═════ Task data ═════
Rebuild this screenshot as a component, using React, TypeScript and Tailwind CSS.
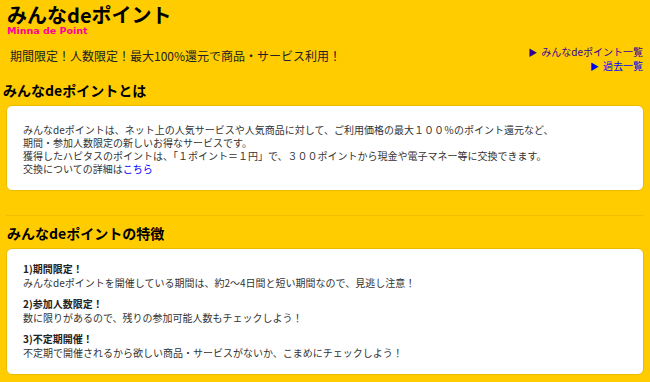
const jp = "font-['Noto_Sans_CJK_JP',sans-serif]";

const features = [
  {
    title: "1)期間限定！",
    body: "みんなdeポイントを開催している期間は、約2〜4日間と短い期間なので、見逃し注意！",
  },
  {
    title: "2)参加人数限定！",
    body: "数に限りがあるので、残りの参加可能人数もチェックしよう！",
  },
  {
    title: "3)不定期開催！",
    body: "不定期で開催されるから欲しい商品・サービスがないか、こまめにチェックしよう！",
  },
];

export default function App() {
  return (
    <div className={`w-[650px] h-[382px] overflow-hidden bg-[#ffcc00] text-[#222] ${jp}`}>
      {/* header */}
      <div className="pl-[7px] pt-[3px]">
        <h1 className="text-[20px] leading-[23px] font-bold text-black">みんなdeポイント</h1>
        <div className="font-['DejaVu_Sans',sans-serif] text-[9.5px] leading-[10px] font-bold text-[#ff0099]">
          Minna de Point
        </div>
      </div>

      <div className="flex justify-between items-start mt-[9px] pl-[10px] pr-[7px]">
        <p className="text-[12px] leading-[16px] mt-[3px]">期間限定！人数限定！最大100%還元で商品・サービス利用！</p>
        <ul className="flex flex-col items-end text-[10px] leading-[13px]">
          <li className="text-[#330099]">
            <span className="text-[9px] mr-[4px]">▶</span>みんなdeポイント一覧
          </li>
          <li className="text-[#0000ff]">
            <span className="text-[9px] mr-[4px]">▶</span>過去一覧
          </li>
        </ul>
      </div>

      {/* about */}
      <h2 className="mt-[8px] pl-[3px] text-[14px] leading-[18px] font-bold text-black">みんなdeポイントとは</h2>
      <div className="mx-[6px] mt-[6px] bg-white border border-[#e9bc00] rounded-[6px] pl-[16px] pt-[17px] pb-[15px] text-[10px] leading-[13px] text-[#333]">
        <p>みんなdeポイントは、ネット上の人気サービスや人気商品に対して、ご利用価格の最大１００％のポイント還元など、</p>
        <p>期間・参加人数限定の新しいお得なサービスです。</p>
        <p>獲得したハピタスのポイントは、「１ポイント＝１円」で、３００ポイントから現金や電子マネー等に交換できます。</p>
        <p>
          交換についての詳細は<span className="text-[#0000ff]">こちら</span>
        </p>
      </div>

      <hr className="mx-[6px] mt-[24px] border-0 border-t border-[#f0bf00]" />

      {/* features */}
      <h2 className="mt-[8px] pl-[7px] text-[14px] leading-[18px] font-bold text-black">みんなdeポイントの特徴</h2>
      <div className="mx-[6px] mt-[6px] bg-white border border-[#e9bc00] rounded-[6px] pl-[16px] pt-[13px] pb-[14px] text-[10px] leading-[14px] text-[#333] flex flex-col gap-[7px]">
        {features.map((f) => (
          <div key={f.title}>
            <p className="font-bold text-[#222]">{f.title}</p>
            <p>{f.body}</p>
          </div>
        ))}
      </div>
    </div>
  );
}
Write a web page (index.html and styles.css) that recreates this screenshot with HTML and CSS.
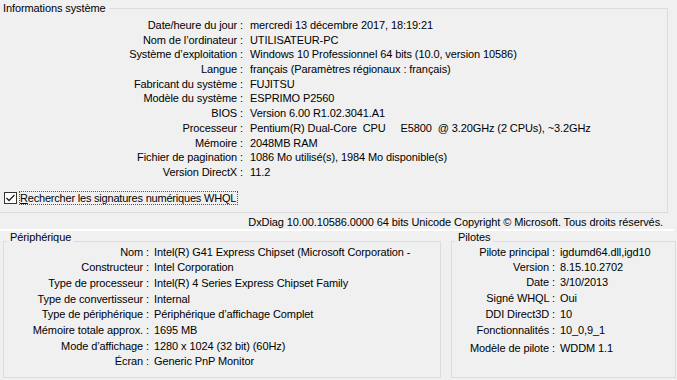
═════
Stated problem =
Copy out the entries verbatim and leave the images out.

Response to the exercise =
Rebuild this screenshot as a component, using React, TypeScript and Tailwind CSS.
const jp = "font-['Noto_Sans_CJK_JP',sans-serif]";

const features = [
  {
    title: "1)期間限定！",
    body: "みんなdeポイントを開催している期間は、約2〜4日間と短い期間なので、見逃し注意！",
  },
  {
    title: "2)参加人数限定！",
    body: "数に限りがあるので、残りの参加可能人数もチェックしよう！",
  },
  {
    title: "3)不定期開催！",
    body: "不定期で開催されるから欲しい商品・サービスがないか、こまめにチェックしよう！",
  },
];

export default function App() {
  return (
    <div className={`w-[650px] h-[382px] overflow-hidden bg-[#ffcc00] text-[#222] ${jp}`}>
      {/* header */}
      <div className="pl-[7px] pt-[3px]">
        <h1 className="text-[20px] leading-[23px] font-bold text-black">みんなdeポイント</h1>
        <div className="font-['DejaVu_Sans',sans-serif] text-[9.5px] leading-[10px] font-bold text-[#ff0099]">
          Minna de Point
        </div>
      </div>

      <div className="flex justify-between items-start mt-[9px] pl-[10px] pr-[7px]">
        <p className="text-[12px] leading-[16px] mt-[3px]">期間限定！人数限定！最大100%還元で商品・サービス利用！</p>
        <ul className="flex flex-col items-end text-[10px] leading-[13px]">
          <li className="text-[#330099]">
            <span className="text-[9px] mr-[4px]">▶</span>みんなdeポイント一覧
          </li>
          <li className="text-[#0000ff]">
            <span className="text-[9px] mr-[4px]">▶</span>過去一覧
          </li>
        </ul>
      </div>

      {/* about */}
      <h2 className="mt-[8px] pl-[3px] text-[14px] leading-[18px] font-bold text-black">みんなdeポイントとは</h2>
      <div className="mx-[6px] mt-[6px] bg-white border border-[#e9bc00] rounded-[6px] pl-[16px] pt-[17px] pb-[15px] text-[10px] leading-[13px] text-[#333]">
        <p>みんなdeポイントは、ネット上の人気サービスや人気商品に対して、ご利用価格の最大１００％のポイント還元など、</p>
        <p>期間・参加人数限定の新しいお得なサービスです。</p>
        <p>獲得したハピタスのポイントは、「１ポイント＝１円」で、３００ポイントから現金や電子マネー等に交換できます。</p>
        <p>
          交換についての詳細は<span className="text-[#0000ff]">こちら</span>
        </p>
      </div>

      <hr className="mx-[6px] mt-[24px] border-0 border-t border-[#f0bf00]" />

      {/* features */}
      <h2 className="mt-[8px] pl-[7px] text-[14px] leading-[18px] font-bold text-black">みんなdeポイントの特徴</h2>
      <div className="mx-[6px] mt-[6px] bg-white border border-[#e9bc00] rounded-[6px] pl-[16px] pt-[13px] pb-[14px] text-[10px] leading-[14px] text-[#333] flex flex-col gap-[7px]">
        {features.map((f) => (
          <div key={f.title}>
            <p className="font-bold text-[#222]">{f.title}</p>
            <p>{f.body}</p>
          </div>
        ))}
      </div>
    </div>
  );
}
Write a web page (index.html and styles.css) that recreates this screenshot with HTML and CSS.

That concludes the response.